Start of INPUT FOR THIS TASK

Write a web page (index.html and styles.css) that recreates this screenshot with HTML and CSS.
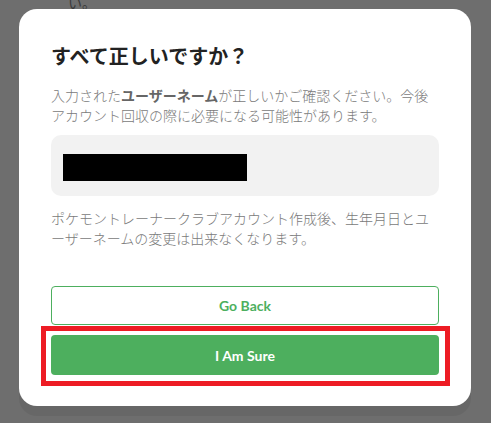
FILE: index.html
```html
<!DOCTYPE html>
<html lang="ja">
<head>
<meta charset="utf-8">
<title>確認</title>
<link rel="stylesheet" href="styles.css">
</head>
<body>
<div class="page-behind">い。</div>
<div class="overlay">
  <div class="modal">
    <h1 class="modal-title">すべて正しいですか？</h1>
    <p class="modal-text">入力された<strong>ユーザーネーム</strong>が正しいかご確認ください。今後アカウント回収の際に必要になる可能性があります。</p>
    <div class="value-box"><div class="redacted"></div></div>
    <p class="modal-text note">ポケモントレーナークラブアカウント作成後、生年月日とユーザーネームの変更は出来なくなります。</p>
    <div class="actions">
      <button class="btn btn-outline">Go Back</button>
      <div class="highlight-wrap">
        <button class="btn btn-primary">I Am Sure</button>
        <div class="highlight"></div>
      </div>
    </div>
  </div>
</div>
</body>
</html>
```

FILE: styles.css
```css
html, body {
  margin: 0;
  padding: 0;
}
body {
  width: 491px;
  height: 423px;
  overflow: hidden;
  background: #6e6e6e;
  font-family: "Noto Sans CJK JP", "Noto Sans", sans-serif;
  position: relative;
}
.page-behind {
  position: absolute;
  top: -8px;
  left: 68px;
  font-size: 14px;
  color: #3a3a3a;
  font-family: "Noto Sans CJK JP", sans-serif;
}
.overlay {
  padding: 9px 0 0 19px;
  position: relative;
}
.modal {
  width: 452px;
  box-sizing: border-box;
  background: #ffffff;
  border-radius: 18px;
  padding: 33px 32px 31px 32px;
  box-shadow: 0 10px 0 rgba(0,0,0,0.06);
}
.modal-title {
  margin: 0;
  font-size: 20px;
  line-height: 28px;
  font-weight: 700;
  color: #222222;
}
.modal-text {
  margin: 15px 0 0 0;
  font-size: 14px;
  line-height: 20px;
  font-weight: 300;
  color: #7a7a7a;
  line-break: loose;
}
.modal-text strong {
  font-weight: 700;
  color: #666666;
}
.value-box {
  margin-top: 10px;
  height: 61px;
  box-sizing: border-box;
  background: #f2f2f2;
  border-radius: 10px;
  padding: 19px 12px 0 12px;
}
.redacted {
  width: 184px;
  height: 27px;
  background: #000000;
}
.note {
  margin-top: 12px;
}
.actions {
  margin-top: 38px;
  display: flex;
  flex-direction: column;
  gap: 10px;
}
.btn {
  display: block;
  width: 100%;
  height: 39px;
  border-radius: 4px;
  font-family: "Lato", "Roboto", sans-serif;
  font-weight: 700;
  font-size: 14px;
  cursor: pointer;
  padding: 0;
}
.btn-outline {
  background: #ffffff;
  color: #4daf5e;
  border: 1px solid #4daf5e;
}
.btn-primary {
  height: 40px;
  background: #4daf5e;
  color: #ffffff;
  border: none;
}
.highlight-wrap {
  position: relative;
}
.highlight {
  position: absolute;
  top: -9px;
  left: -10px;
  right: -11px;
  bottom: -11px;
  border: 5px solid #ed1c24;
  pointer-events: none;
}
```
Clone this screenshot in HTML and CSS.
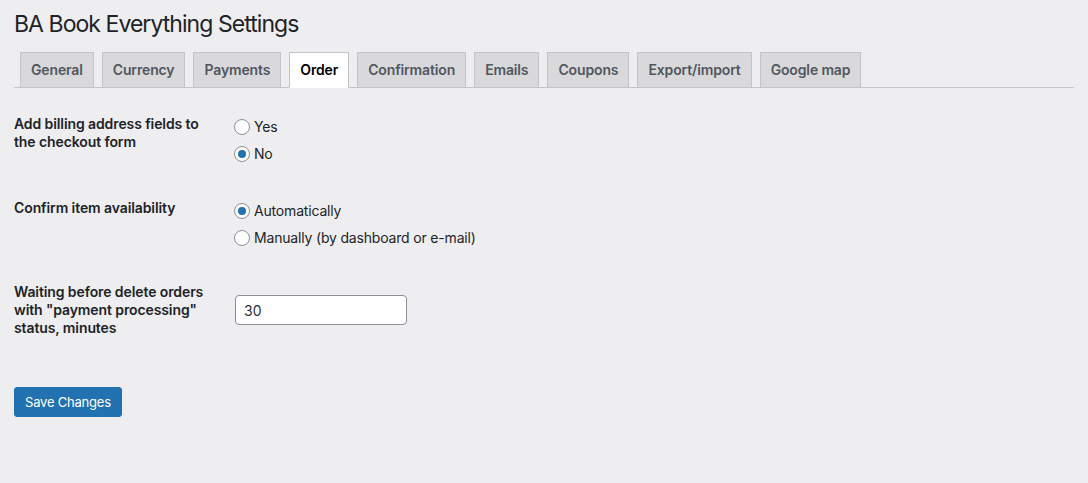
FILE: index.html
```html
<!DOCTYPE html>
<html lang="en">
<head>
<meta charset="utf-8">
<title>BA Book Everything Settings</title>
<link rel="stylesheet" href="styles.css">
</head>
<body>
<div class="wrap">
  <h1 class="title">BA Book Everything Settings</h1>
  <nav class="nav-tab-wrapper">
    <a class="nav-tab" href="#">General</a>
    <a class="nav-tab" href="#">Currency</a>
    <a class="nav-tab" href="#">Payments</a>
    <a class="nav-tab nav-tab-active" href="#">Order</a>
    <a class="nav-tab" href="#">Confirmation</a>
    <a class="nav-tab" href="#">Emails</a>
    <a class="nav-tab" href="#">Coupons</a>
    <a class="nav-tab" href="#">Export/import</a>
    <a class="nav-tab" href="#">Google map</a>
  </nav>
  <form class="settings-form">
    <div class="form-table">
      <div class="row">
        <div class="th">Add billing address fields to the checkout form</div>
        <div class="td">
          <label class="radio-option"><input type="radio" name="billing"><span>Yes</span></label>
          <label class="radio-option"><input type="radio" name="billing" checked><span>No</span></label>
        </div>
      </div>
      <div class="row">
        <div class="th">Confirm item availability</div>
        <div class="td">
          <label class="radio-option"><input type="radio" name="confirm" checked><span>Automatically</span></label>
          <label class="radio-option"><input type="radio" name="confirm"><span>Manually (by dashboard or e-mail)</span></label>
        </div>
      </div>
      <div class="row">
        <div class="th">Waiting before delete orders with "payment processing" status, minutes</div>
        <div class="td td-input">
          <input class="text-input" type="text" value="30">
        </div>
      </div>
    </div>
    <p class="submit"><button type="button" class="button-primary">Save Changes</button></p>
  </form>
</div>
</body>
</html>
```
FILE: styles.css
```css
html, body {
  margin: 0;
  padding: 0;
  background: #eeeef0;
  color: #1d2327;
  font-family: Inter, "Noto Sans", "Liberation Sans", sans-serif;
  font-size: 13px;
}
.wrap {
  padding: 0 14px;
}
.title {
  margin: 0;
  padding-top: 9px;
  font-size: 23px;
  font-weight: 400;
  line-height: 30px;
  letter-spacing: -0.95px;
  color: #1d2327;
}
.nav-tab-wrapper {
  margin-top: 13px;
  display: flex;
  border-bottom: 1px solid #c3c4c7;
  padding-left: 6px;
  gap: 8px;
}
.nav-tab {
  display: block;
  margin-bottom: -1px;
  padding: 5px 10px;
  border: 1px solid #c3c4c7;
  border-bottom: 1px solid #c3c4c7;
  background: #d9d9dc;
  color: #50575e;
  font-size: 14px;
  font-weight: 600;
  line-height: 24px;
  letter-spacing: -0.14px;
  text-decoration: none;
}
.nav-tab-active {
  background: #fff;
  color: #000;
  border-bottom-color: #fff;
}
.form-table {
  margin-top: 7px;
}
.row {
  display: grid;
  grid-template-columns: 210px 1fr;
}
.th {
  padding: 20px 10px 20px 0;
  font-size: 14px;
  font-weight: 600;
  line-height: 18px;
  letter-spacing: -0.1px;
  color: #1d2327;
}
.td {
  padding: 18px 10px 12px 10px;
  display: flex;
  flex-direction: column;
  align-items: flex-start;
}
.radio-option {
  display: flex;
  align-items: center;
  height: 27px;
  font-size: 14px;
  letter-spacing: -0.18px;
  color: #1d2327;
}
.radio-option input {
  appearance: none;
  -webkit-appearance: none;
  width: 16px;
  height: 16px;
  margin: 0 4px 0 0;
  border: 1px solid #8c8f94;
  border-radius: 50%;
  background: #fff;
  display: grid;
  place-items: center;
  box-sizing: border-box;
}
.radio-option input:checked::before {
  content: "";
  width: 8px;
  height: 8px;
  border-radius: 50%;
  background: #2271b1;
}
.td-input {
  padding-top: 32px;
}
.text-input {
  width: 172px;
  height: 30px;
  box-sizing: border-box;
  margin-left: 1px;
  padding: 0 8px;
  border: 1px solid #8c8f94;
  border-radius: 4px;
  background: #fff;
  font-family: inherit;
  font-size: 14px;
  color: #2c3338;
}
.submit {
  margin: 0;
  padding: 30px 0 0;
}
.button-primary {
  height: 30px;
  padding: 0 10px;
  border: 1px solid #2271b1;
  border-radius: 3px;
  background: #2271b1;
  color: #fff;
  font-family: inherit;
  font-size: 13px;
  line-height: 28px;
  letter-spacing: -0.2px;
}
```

End of INPUT FOR THIS TASK

Omit the pictures, then output the rest of the listing exactly.

Write a web page (index.html and styles.css) that recreates this screenshot with HTML and CSS.
FILE: index.html
```html
<!DOCTYPE html>
<html lang="ja">
<head>
<meta charset="utf-8">
<title>確認</title>
<link rel="stylesheet" href="styles.css">
</head>
<body>
<div class="page-behind">い。</div>
<div class="overlay">
  <div class="modal">
    <h1 class="modal-title">すべて正しいですか？</h1>
    <p class="modal-text">入力された<strong>ユーザーネーム</strong>が正しいかご確認ください。今後アカウント回収の際に必要になる可能性があります。</p>
    <div class="value-box"><div class="redacted"></div></div>
    <p class="modal-text note">ポケモントレーナークラブアカウント作成後、生年月日とユーザーネームの変更は出来なくなります。</p>
    <div class="actions">
      <button class="btn btn-outline">Go Back</button>
      <div class="highlight-wrap">
        <button class="btn btn-primary">I Am Sure</button>
        <div class="highlight"></div>
      </div>
    </div>
  </div>
</div>
</body>
</html>
```

FILE: styles.css
```css
html, body {
  margin: 0;
  padding: 0;
}
body {
  width: 491px;
  height: 423px;
  overflow: hidden;
  background: #6e6e6e;
  font-family: "Noto Sans CJK JP", "Noto Sans", sans-serif;
  position: relative;
}
.page-behind {
  position: absolute;
  top: -8px;
  left: 68px;
  font-size: 14px;
  color: #3a3a3a;
  font-family: "Noto Sans CJK JP", sans-serif;
}
.overlay {
  padding: 9px 0 0 19px;
  position: relative;
}
.modal {
  width: 452px;
  box-sizing: border-box;
  background: #ffffff;
  border-radius: 18px;
  padding: 33px 32px 31px 32px;
  box-shadow: 0 10px 0 rgba(0,0,0,0.06);
}
.modal-title {
  margin: 0;
  font-size: 20px;
  line-height: 28px;
  font-weight: 700;
  color: #222222;
}
.modal-text {
  margin: 15px 0 0 0;
  font-size: 14px;
  line-height: 20px;
  font-weight: 300;
  color: #7a7a7a;
  line-break: loose;
}
.modal-text strong {
  font-weight: 700;
  color: #666666;
}
.value-box {
  margin-top: 10px;
  height: 61px;
  box-sizing: border-box;
  background: #f2f2f2;
  border-radius: 10px;
  padding: 19px 12px 0 12px;
}
.redacted {
  width: 184px;
  height: 27px;
  background: #000000;
}
.note {
  margin-top: 12px;
}
.actions {
  margin-top: 38px;
  display: flex;
  flex-direction: column;
  gap: 10px;
}
.btn {
  display: block;
  width: 100%;
  height: 39px;
  border-radius: 4px;
  font-family: "Lato", "Roboto", sans-serif;
  font-weight: 700;
  font-size: 14px;
  cursor: pointer;
  padding: 0;
}
.btn-outline {
  background: #ffffff;
  color: #4daf5e;
  border: 1px solid #4daf5e;
}
.btn-primary {
  height: 40px;
  background: #4daf5e;
  color: #ffffff;
  border: none;
}
.highlight-wrap {
  position: relative;
}
.highlight {
  position: absolute;
  top: -9px;
  left: -10px;
  right: -11px;
  bottom: -11px;
  border: 5px solid #ed1c24;
  pointer-events: none;
}
```
Clone this screenshot in HTML and CSS.
FILE: index.html
```html
<!DOCTYPE html>
<html lang="en">
<head>
<meta charset="utf-8">
<title>BA Book Everything Settings</title>
<link rel="stylesheet" href="styles.css">
</head>
<body>
<div class="wrap">
  <h1 class="title">BA Book Everything Settings</h1>
  <nav class="nav-tab-wrapper">
    <a class="nav-tab" href="#">General</a>
    <a class="nav-tab" href="#">Currency</a>
    <a class="nav-tab" href="#">Payments</a>
    <a class="nav-tab nav-tab-active" href="#">Order</a>
    <a class="nav-tab" href="#">Confirmation</a>
    <a class="nav-tab" href="#">Emails</a>
    <a class="nav-tab" href="#">Coupons</a>
    <a class="nav-tab" href="#">Export/import</a>
    <a class="nav-tab" href="#">Google map</a>
  </nav>
  <form class="settings-form">
    <div class="form-table">
      <div class="row">
        <div class="th">Add billing address fields to the checkout form</div>
        <div class="td">
          <label class="radio-option"><input type="radio" name="billing"><span>Yes</span></label>
          <label class="radio-option"><input type="radio" name="billing" checked><span>No</span></label>
        </div>
      </div>
      <div class="row">
        <div class="th">Confirm item availability</div>
        <div class="td">
          <label class="radio-option"><input type="radio" name="confirm" checked><span>Automatically</span></label>
          <label class="radio-option"><input type="radio" name="confirm"><span>Manually (by dashboard or e-mail)</span></label>
        </div>
      </div>
      <div class="row">
        <div class="th">Waiting before delete orders with "payment processing" status, minutes</div>
        <div class="td td-input">
          <input class="text-input" type="text" value="30">
        </div>
      </div>
    </div>
    <p class="submit"><button type="button" class="button-primary">Save Changes</button></p>
  </form>
</div>
</body>
</html>
```
FILE: styles.css
```css
html, body {
  margin: 0;
  padding: 0;
  background: #eeeef0;
  color: #1d2327;
  font-family: Inter, "Noto Sans", "Liberation Sans", sans-serif;
  font-size: 13px;
}
.wrap {
  padding: 0 14px;
}
.title {
  margin: 0;
  padding-top: 9px;
  font-size: 23px;
  font-weight: 400;
  line-height: 30px;
  letter-spacing: -0.95px;
  color: #1d2327;
}
.nav-tab-wrapper {
  margin-top: 13px;
  display: flex;
  border-bottom: 1px solid #c3c4c7;
  padding-left: 6px;
  gap: 8px;
}
.nav-tab {
  display: block;
  margin-bottom: -1px;
  padding: 5px 10px;
  border: 1px solid #c3c4c7;
  border-bottom: 1px solid #c3c4c7;
  background: #d9d9dc;
  color: #50575e;
  font-size: 14px;
  font-weight: 600;
  line-height: 24px;
  letter-spacing: -0.14px;
  text-decoration: none;
}
.nav-tab-active {
  background: #fff;
  color: #000;
  border-bottom-color: #fff;
}
.form-table {
  margin-top: 7px;
}
.row {
  display: grid;
  grid-template-columns: 210px 1fr;
}
.th {
  padding: 20px 10px 20px 0;
  font-size: 14px;
  font-weight: 600;
  line-height: 18px;
  letter-spacing: -0.1px;
  color: #1d2327;
}
.td {
  padding: 18px 10px 12px 10px;
  display: flex;
  flex-direction: column;
  align-items: flex-start;
}
.radio-option {
  display: flex;
  align-items: center;
  height: 27px;
  font-size: 14px;
  letter-spacing: -0.18px;
  color: #1d2327;
}
.radio-option input {
  appearance: none;
  -webkit-appearance: none;
  width: 16px;
  height: 16px;
  margin: 0 4px 0 0;
  border: 1px solid #8c8f94;
  border-radius: 50%;
  background: #fff;
  display: grid;
  place-items: center;
  box-sizing: border-box;
}
.radio-option input:checked::before {
  content: "";
  width: 8px;
  height: 8px;
  border-radius: 50%;
  background: #2271b1;
}
.td-input {
  padding-top: 32px;
}
.text-input {
  width: 172px;
  height: 30px;
  box-sizing: border-box;
  margin-left: 1px;
  padding: 0 8px;
  border: 1px solid #8c8f94;
  border-radius: 4px;
  background: #fff;
  font-family: inherit;
  font-size: 14px;
  color: #2c3338;
}
.submit {
  margin: 0;
  padding: 30px 0 0;
}
.button-primary {
  height: 30px;
  padding: 0 10px;
  border: 1px solid #2271b1;
  border-radius: 3px;
  background: #2271b1;
  color: #fff;
  font-family: inherit;
  font-size: 13px;
  line-height: 28px;
  letter-spacing: -0.2px;
}
```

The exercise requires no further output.